Minnesing Trail is located on the north side of Highway 60, 23 km from the West Gate. The Minnesing Trail has four loops ranging in distance from 4.7 to 23.4 km. The trail is maintained for backcountry wilderness skiing and is not groomed. Wide touring skis and large basket poles are essential for soft snow conditions.

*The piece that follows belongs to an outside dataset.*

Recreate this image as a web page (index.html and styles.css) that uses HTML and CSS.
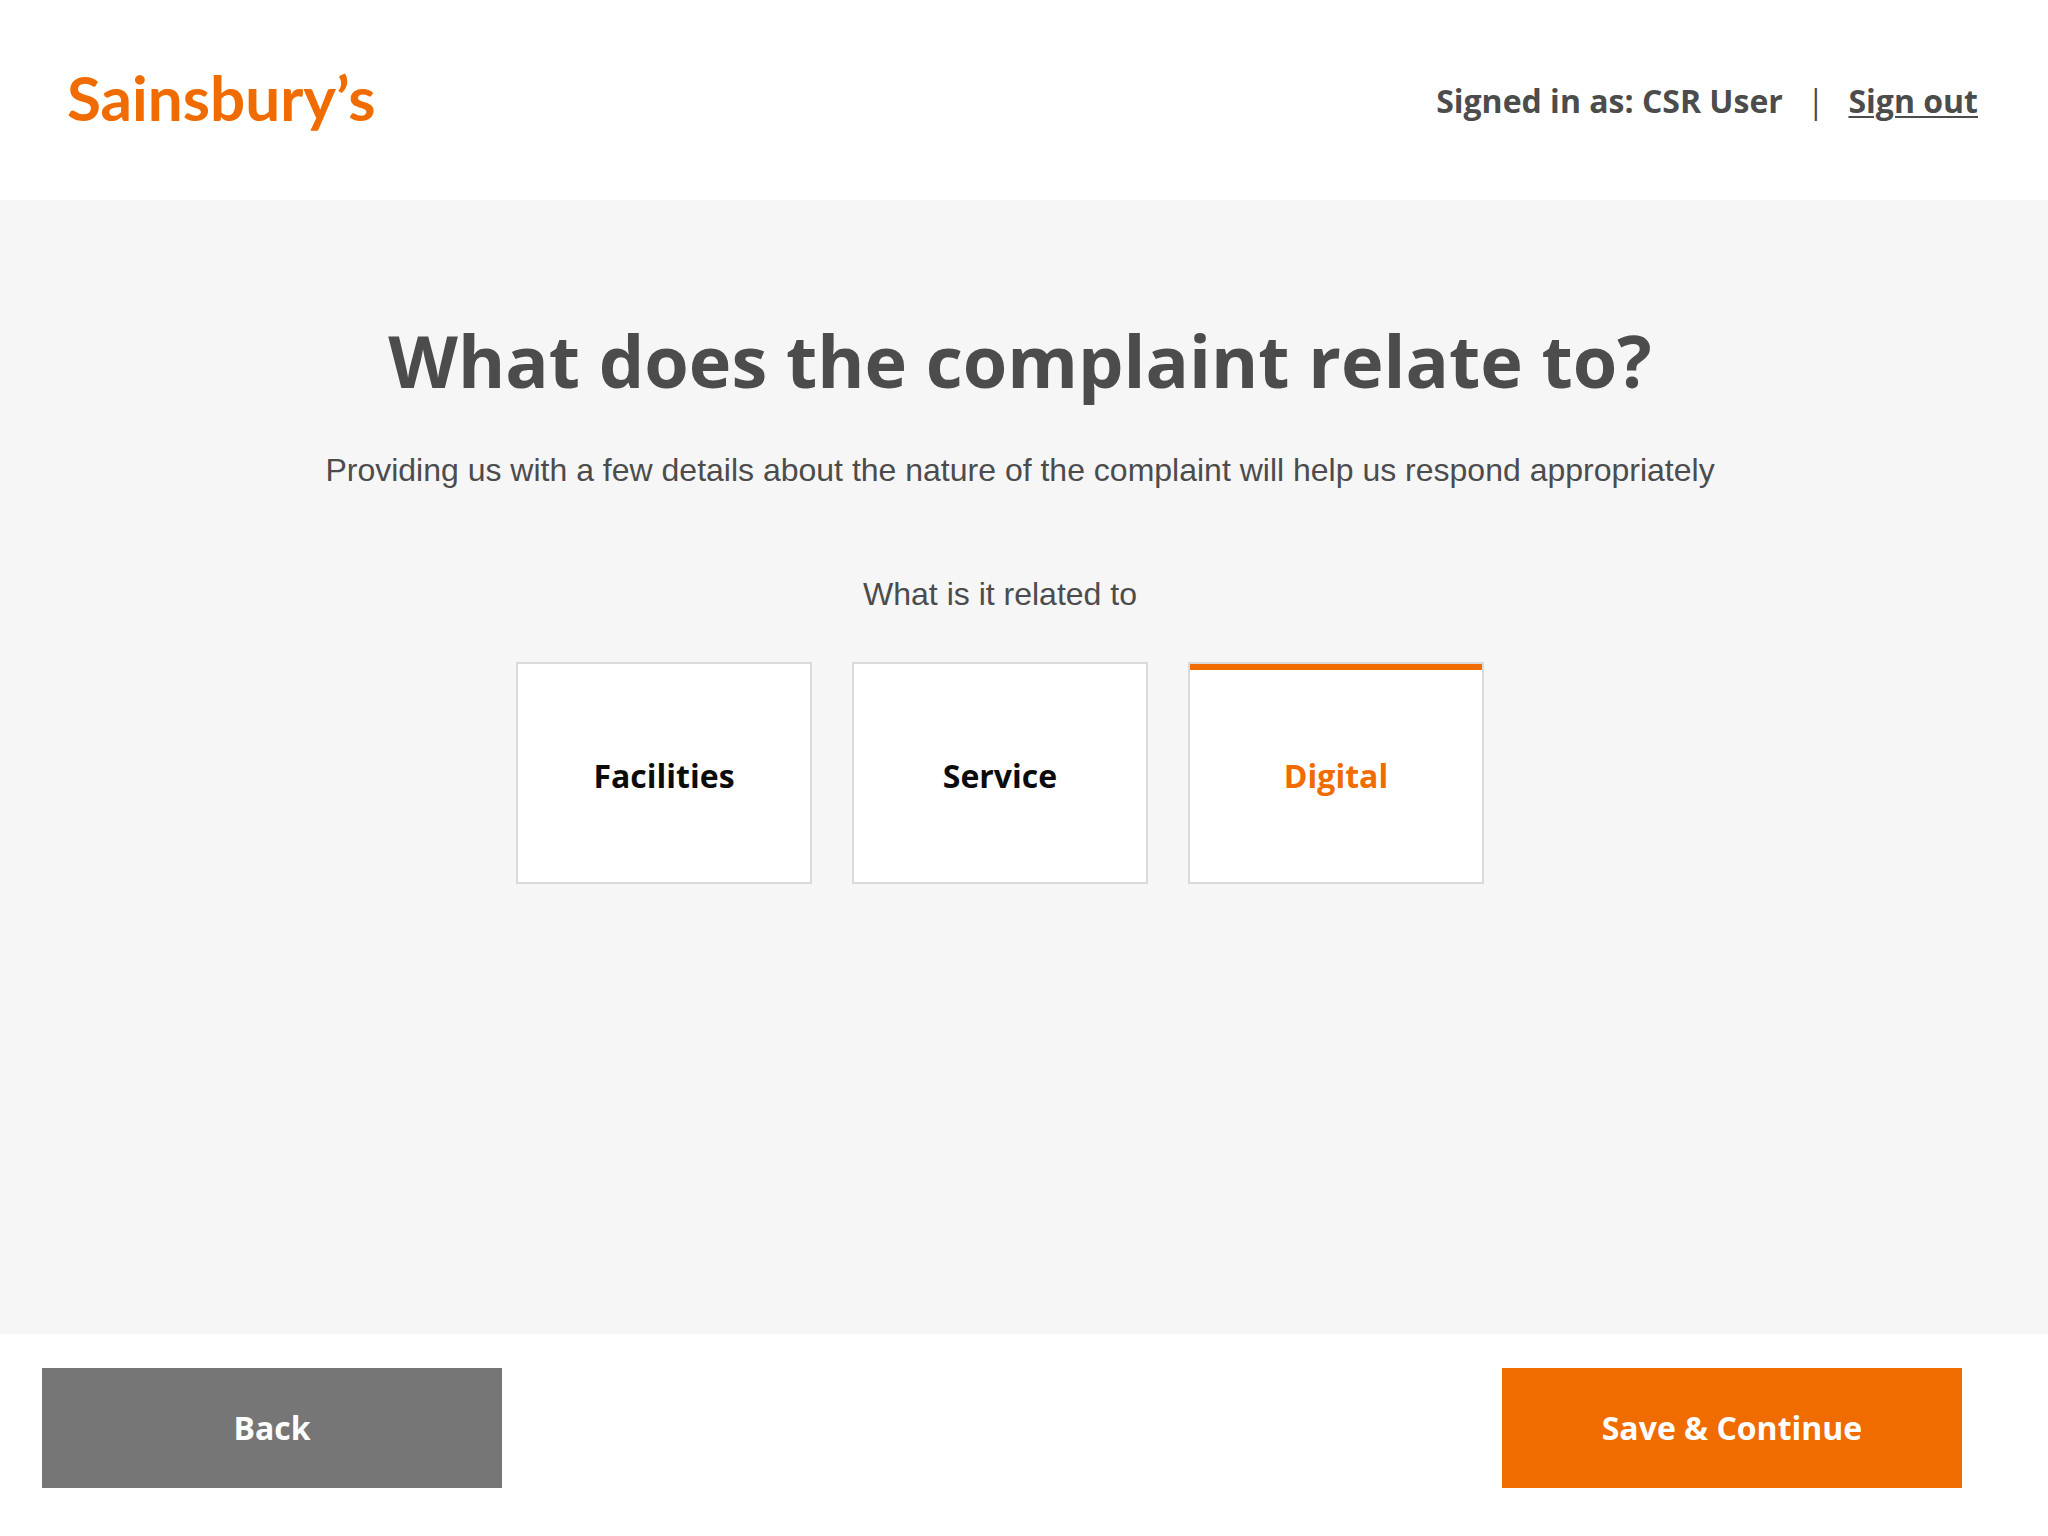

Leaf Lake Trail system provides some of the most beautiful vistas and exhilarating skiing available anywhere. These trails are found one km west of the East Gate. As you explore the landscape you may see the tracks of moose, otter, ruffed grouse, marten and many other animals. Leaf Lake Ski Trail offers a wide variety of trail selections ranging in length from 5 to 51 km and ranging from easy to very difficult. The system includes three loops that are groomed for skate skiing. All trails are groomed and many are track set. Cabins and toilets are available at several locations throughout the trail system.
Highway 60 Corridor
Mew Lake Campground offers camping from mid-October until the end of April on a first-come, first-served basis. The main parking lot and the roads adjacent to sites 1-76 are ploughed. Sites are ploughed as time and weather permit. Sites 1 to 66 have electrical hook-ups. Firewood can be purchased at the Mew Lake Campground woodlot. A heated winterized comfort station provides drinking water, flush toilets, showers and laundry. Dog sledding opportunities, offered by commercial operators, are available in two locations in the park; one along Highway 60 and one in the northwest section of the park, accessible from the village for South River, on Highway 11. Ice Conditions We advise against ice travel. Ice conditions may vary due to weather, snow depth, pressure cracks, and many other variables. Hazards are difficult to detect. Ice may be safe in one location and unsafe nearby. Use alternate land routes to avoid ice travel.